For decades, scientists have believed that neutrinos—tiny, ghost-like particles that barely interact with anything—act as the "blowtorch" that reignites the stalled shockwave and blows the star apart.
However, there's a twist. These neutrinos can change their "flavor" (like a chameleon changing colors) as they fly out. This phenomenon is called Fast Flavor Conversion (FFC). The big question has been: Does this color-changing help the explosion, or does it hurt it?
This paper, written by a team of Japanese physicists, finally answers that question with a resounding: "It depends."
Here is the breakdown of their discovery using simple analogies:
1. The Problem: The "Blurry Camera" vs. The "High-Def Lens"
In the past, scientists tried to simulate these explosions using simplified math. Think of this like looking at a complex 3D object through a blurry, low-resolution camera. You can see the general shape, but you miss the tiny details.
Because of this "blur," previous studies had to guess where the flavor-changing happened. Some guessed it helped; others guessed it hurt. The results were all over the place.
The Breakthrough:
This team used a super-high-definition lens. They built a massive computer simulation that tracks neutrinos from every single angle (multi-angle treatment). This allowed them to see exactly where and when the flavor conversion happens, without guessing.
2. The Discovery: The "Bifurcated" Effect (The Fork in the Road)
When they ran the simulation on stars of different sizes, they found a split in the road. The effect of the flavor-changing neutrinos depends entirely on how heavy the star is (specifically, how fast material is falling back onto the new neutron star).
Scenario A: The Light Star (9 Solar Masses)
- The Situation: The star is lighter. The "rain" of falling material onto the neutron star is a light drizzle.
- The Effect: The flavor-changing neutrinos act like a turbocharger.
- Normally, the neutrinos are like a stream of lukewarm water.
- The flavor conversion swaps some of the "heavy" neutrinos for "lighter" ones, effectively heating up the stream (making the water hotter).
- Result: The explosion gets a boost. The shockwave revives faster, and the star explodes with more energy.
Scenario B: The Heavy Star (20 Solar Masses)
- The Situation: The star is massive. The "rain" of falling material is a torrential downpour.
- The Effect: The flavor-changing neutrinos act like a clog in the pipe.
- In this heavy environment, the flavor conversion doesn't just heat the stream; it actually thins out the flow of the most important neutrinos.
- Even though the remaining neutrinos are hot, there aren't enough of them to push against the heavy rain of falling matter.
- Result: The explosion gets a kick in the teeth. The shockwave struggles more, and the explosion is weaker or might even fail completely.
3. The Key Factor: The "Mass Accretion Rate"
The authors identified the "Mass Accretion Rate" (how fast stuff is falling in) as the switch that flips the outcome.

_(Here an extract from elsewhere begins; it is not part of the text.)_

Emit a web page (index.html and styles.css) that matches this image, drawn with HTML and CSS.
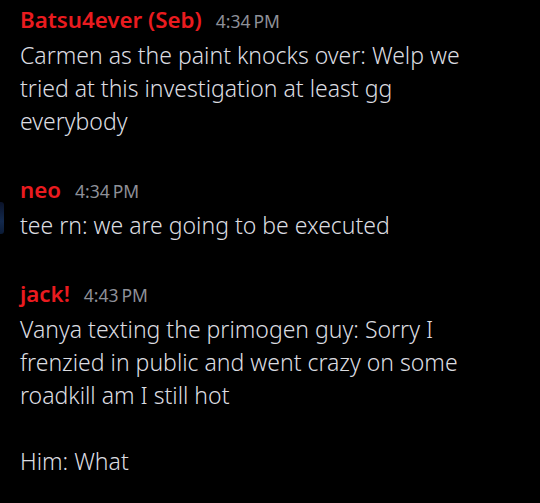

- Low Accretion (Light Rain): Flavor conversion = Good (Heating wins).
- High Accretion (Heavy Rain): Flavor conversion = Bad (Loss of particle count wins).
4. Why Previous Studies Failed
The paper also points out a major flaw in how we've been studying this.
- The Analogy: Imagine trying to figure out the traffic flow in a busy city by only counting the number of cars entering and leaving a neighborhood (using "moments"). You might think traffic is fine.
- The Reality: If you look at the actual streets (the "multi-angle" view), you see that cars are getting stuck in specific lanes, causing jams that the simple count missed.
- The Lesson: The team found that simplified methods not only missed the flavor conversion in some places but also invented fake flavor conversions in others (like seeing a traffic jam where there is none). To understand supernovas, we must use the high-definition, multi-angle approach.
Summary
This paper is a game-changer because it stops us from guessing. It tells us that neutrino flavor conversion is a double-edged sword:
- For smaller, quieter stars, it's the hero that helps them explode.
- For massive, chaotic stars, it's the villain that might stop them from exploding.
By using a "high-definition" simulation, the authors have shown us that the universe is more nuanced than we thought, and the fate of a dying star depends on a delicate balance between how fast it's falling apart and how its ghostly particles are dancing.